Items from a dataset:

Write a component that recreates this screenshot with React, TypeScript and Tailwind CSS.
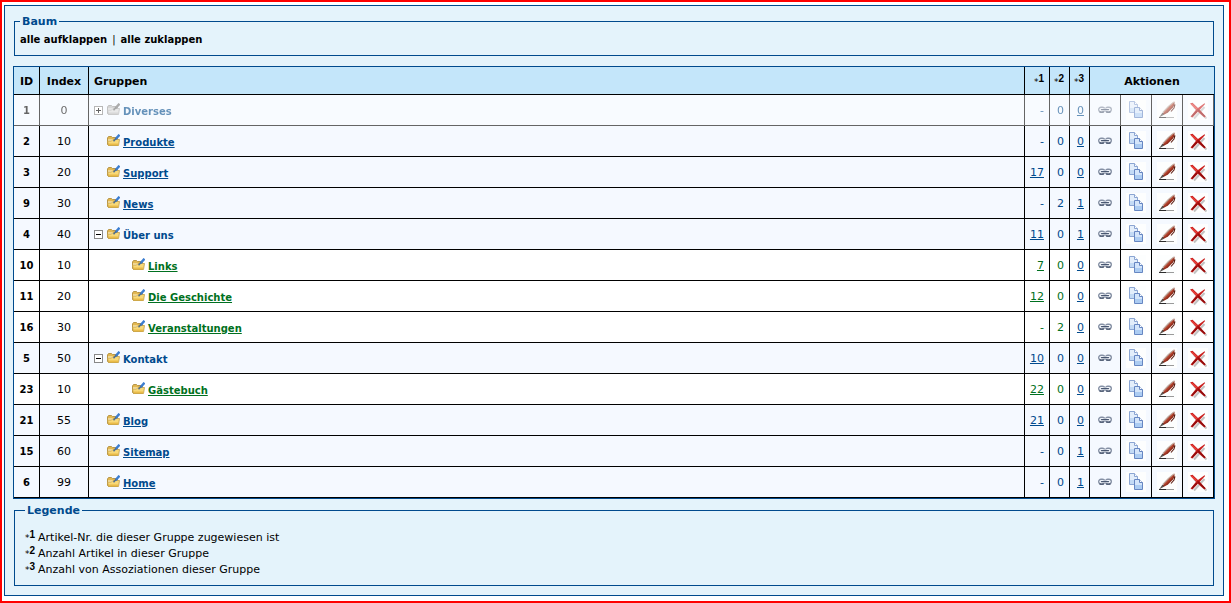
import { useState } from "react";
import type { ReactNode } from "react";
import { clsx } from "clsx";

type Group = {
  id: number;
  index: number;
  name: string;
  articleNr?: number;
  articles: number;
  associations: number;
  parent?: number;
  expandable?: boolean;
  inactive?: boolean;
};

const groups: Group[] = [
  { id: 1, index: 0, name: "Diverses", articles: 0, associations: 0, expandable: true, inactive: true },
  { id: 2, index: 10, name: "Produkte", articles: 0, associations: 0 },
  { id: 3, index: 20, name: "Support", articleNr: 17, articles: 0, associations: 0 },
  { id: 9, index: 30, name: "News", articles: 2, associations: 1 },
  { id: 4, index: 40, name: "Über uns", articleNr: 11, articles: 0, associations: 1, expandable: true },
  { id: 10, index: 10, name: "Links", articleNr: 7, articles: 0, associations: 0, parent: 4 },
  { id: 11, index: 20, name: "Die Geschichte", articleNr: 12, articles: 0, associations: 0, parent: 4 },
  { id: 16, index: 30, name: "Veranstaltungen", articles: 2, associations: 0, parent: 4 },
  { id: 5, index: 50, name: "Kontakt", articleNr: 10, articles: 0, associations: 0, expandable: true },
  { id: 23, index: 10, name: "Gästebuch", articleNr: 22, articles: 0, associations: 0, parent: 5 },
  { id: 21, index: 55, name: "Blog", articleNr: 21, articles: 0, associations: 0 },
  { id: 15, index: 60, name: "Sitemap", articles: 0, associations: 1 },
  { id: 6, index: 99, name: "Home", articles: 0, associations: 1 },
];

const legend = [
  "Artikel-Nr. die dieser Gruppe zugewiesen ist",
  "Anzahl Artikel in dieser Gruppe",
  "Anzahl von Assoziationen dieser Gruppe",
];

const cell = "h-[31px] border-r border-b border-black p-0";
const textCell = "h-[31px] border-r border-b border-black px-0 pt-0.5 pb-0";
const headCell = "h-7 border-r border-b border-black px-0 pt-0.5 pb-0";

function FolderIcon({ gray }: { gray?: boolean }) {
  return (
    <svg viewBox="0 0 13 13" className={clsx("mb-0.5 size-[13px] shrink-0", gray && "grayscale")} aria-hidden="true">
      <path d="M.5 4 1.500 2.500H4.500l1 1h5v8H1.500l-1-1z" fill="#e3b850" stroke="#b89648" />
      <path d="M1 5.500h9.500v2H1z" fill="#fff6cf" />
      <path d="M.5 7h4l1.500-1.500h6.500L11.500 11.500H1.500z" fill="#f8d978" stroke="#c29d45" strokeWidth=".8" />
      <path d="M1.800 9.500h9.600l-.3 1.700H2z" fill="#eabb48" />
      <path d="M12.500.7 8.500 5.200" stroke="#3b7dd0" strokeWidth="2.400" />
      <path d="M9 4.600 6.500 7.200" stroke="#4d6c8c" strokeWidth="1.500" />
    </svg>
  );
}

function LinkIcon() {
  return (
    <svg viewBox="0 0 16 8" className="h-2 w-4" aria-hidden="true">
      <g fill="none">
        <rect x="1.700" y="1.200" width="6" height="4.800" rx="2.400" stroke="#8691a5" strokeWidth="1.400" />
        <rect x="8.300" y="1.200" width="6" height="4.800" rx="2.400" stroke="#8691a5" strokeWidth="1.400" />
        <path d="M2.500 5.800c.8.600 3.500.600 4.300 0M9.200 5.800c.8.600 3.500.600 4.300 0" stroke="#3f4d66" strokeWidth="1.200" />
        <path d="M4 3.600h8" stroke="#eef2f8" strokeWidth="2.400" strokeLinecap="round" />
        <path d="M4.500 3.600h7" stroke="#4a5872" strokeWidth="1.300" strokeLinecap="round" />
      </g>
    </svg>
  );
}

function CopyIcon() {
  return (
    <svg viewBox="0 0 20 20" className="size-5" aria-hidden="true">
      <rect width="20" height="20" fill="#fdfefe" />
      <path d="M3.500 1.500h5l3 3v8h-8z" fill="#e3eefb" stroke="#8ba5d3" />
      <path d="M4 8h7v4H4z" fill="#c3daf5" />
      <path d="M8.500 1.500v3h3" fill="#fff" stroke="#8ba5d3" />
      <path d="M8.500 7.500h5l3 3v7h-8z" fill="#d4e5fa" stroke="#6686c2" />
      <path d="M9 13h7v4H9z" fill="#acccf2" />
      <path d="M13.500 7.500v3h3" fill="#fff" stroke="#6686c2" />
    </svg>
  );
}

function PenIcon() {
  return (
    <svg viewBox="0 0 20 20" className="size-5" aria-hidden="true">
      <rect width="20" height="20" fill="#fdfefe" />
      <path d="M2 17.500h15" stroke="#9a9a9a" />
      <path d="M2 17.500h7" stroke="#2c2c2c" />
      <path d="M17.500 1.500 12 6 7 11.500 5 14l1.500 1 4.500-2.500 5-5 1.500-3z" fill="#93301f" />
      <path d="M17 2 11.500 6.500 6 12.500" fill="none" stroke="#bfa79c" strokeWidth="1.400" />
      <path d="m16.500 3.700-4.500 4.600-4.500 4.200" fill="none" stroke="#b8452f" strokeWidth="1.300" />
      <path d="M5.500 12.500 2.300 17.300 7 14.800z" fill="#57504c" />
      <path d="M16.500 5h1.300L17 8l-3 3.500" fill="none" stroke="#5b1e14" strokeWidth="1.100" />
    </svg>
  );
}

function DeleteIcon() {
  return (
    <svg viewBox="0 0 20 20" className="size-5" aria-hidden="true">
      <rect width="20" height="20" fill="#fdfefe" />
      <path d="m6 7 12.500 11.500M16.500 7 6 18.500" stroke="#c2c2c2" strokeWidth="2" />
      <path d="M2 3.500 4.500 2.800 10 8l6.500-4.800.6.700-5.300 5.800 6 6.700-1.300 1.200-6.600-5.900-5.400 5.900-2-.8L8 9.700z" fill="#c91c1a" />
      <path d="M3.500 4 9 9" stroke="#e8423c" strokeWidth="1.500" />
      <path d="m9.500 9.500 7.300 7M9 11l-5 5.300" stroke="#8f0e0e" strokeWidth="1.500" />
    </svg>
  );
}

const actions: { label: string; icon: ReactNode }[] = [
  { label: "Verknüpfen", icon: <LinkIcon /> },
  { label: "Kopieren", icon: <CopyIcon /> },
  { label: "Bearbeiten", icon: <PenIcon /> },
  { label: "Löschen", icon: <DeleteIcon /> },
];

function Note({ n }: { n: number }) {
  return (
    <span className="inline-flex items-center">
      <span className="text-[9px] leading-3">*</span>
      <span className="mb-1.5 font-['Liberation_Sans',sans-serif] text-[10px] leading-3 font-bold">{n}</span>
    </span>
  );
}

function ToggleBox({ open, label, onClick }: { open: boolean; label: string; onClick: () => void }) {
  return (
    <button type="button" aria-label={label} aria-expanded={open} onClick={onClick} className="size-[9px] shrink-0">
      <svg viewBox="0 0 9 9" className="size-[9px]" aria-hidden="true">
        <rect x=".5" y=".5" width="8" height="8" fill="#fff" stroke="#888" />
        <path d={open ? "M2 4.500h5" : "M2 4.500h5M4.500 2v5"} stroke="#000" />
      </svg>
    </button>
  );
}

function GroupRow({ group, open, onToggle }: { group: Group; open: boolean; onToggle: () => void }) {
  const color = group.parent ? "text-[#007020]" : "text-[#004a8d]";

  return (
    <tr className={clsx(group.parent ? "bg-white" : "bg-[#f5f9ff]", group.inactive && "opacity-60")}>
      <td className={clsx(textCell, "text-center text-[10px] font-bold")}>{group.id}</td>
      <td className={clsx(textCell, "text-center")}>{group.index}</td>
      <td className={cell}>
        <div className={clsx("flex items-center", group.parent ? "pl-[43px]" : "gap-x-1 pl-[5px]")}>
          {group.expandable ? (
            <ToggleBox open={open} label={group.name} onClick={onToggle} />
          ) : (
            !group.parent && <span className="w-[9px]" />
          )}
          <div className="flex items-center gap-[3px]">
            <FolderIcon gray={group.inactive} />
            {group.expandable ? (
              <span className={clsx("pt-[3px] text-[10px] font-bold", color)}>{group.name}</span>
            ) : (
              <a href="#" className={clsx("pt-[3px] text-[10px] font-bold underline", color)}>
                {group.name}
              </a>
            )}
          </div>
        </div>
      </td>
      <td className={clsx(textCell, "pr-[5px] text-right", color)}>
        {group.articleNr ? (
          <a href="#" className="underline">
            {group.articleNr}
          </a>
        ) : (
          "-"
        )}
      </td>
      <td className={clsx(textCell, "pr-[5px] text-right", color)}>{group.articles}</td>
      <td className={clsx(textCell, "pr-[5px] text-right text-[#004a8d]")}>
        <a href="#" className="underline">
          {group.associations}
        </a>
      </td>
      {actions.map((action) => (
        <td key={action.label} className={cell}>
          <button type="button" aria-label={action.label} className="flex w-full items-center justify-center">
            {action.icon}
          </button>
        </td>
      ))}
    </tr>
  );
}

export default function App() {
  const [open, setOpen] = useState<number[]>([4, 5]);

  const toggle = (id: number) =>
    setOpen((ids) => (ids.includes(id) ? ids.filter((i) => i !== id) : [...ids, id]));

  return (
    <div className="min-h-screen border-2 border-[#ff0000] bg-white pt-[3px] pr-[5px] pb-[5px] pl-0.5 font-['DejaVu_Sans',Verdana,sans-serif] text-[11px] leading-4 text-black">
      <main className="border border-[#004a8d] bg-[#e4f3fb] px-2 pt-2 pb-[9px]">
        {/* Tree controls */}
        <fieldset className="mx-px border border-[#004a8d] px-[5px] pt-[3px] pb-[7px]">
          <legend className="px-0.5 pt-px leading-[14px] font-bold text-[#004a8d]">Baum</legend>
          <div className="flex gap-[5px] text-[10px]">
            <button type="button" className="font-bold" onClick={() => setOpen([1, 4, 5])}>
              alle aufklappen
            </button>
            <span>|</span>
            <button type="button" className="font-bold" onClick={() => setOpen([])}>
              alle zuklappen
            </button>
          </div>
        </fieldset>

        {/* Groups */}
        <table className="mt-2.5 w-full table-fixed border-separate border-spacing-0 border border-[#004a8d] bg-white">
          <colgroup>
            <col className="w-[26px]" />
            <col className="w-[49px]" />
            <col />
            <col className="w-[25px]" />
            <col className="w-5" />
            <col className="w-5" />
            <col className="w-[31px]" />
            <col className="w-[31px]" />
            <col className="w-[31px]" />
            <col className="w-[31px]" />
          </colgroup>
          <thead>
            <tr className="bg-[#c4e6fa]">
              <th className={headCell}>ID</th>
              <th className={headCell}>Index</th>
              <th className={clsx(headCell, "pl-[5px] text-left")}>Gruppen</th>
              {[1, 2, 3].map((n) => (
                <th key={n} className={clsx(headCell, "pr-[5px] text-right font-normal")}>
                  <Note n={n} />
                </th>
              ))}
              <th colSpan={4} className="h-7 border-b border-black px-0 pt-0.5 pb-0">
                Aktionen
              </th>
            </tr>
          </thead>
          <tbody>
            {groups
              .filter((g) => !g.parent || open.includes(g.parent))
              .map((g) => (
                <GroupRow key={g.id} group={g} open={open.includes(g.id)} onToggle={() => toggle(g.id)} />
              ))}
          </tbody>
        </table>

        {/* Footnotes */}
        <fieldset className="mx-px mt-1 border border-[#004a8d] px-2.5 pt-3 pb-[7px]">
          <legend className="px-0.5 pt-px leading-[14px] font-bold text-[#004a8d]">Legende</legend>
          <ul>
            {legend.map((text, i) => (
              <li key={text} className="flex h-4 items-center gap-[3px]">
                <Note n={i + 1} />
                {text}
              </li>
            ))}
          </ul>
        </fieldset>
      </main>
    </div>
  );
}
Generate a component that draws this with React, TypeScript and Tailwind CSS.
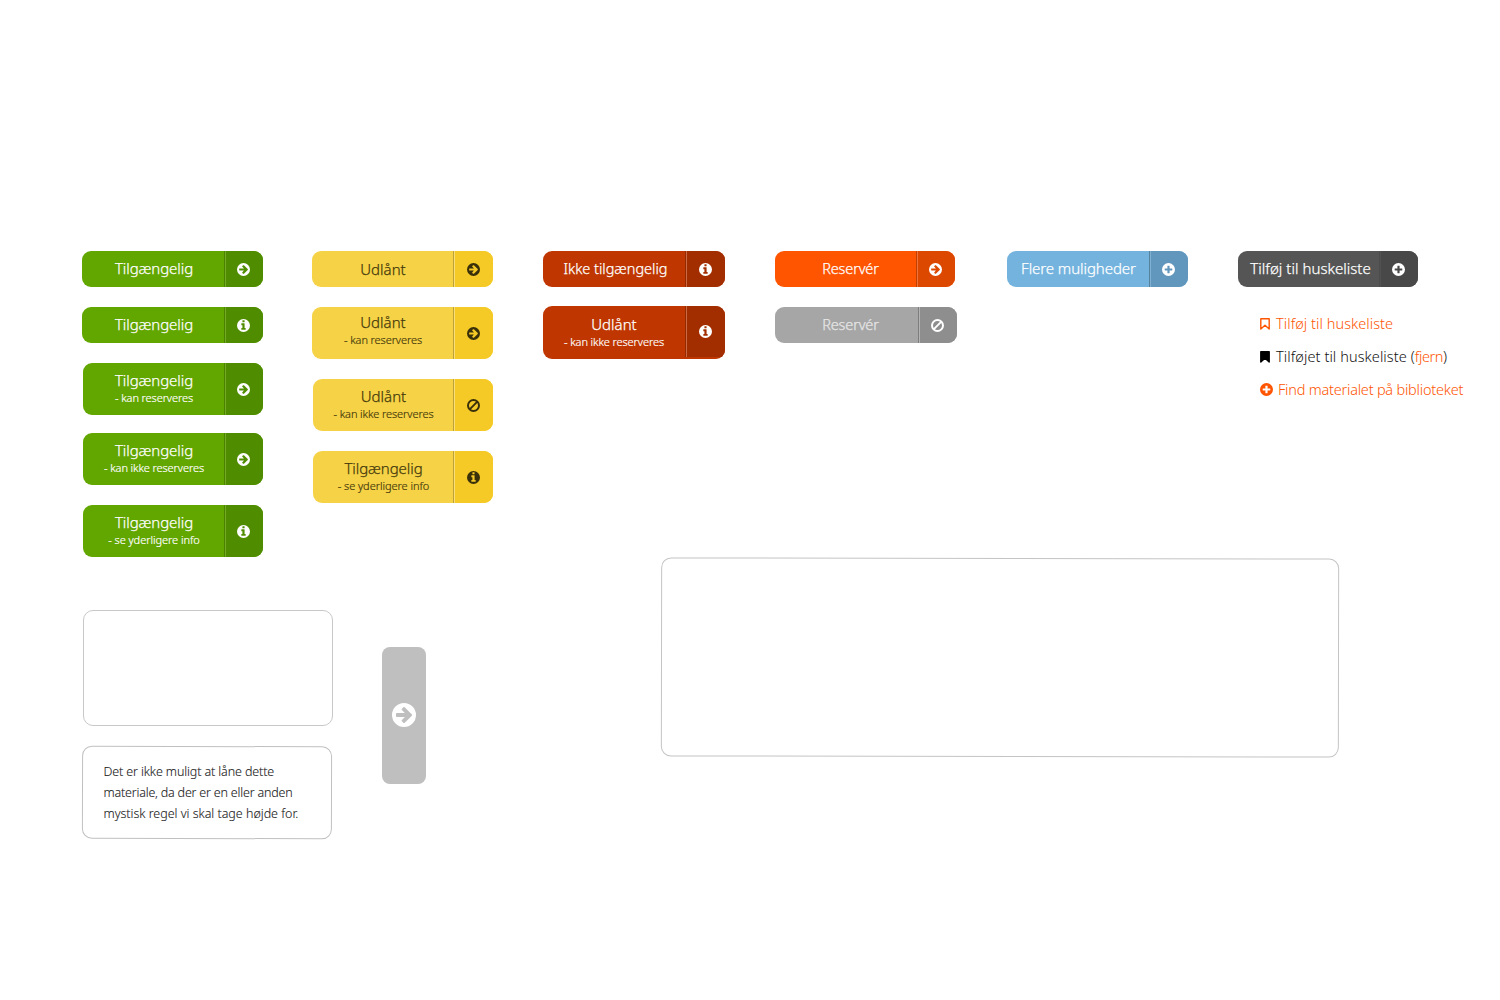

_Goal:_
Give the count of lines that hold the word "TypeScript", with nothing added.

_Result of the exercise:_
2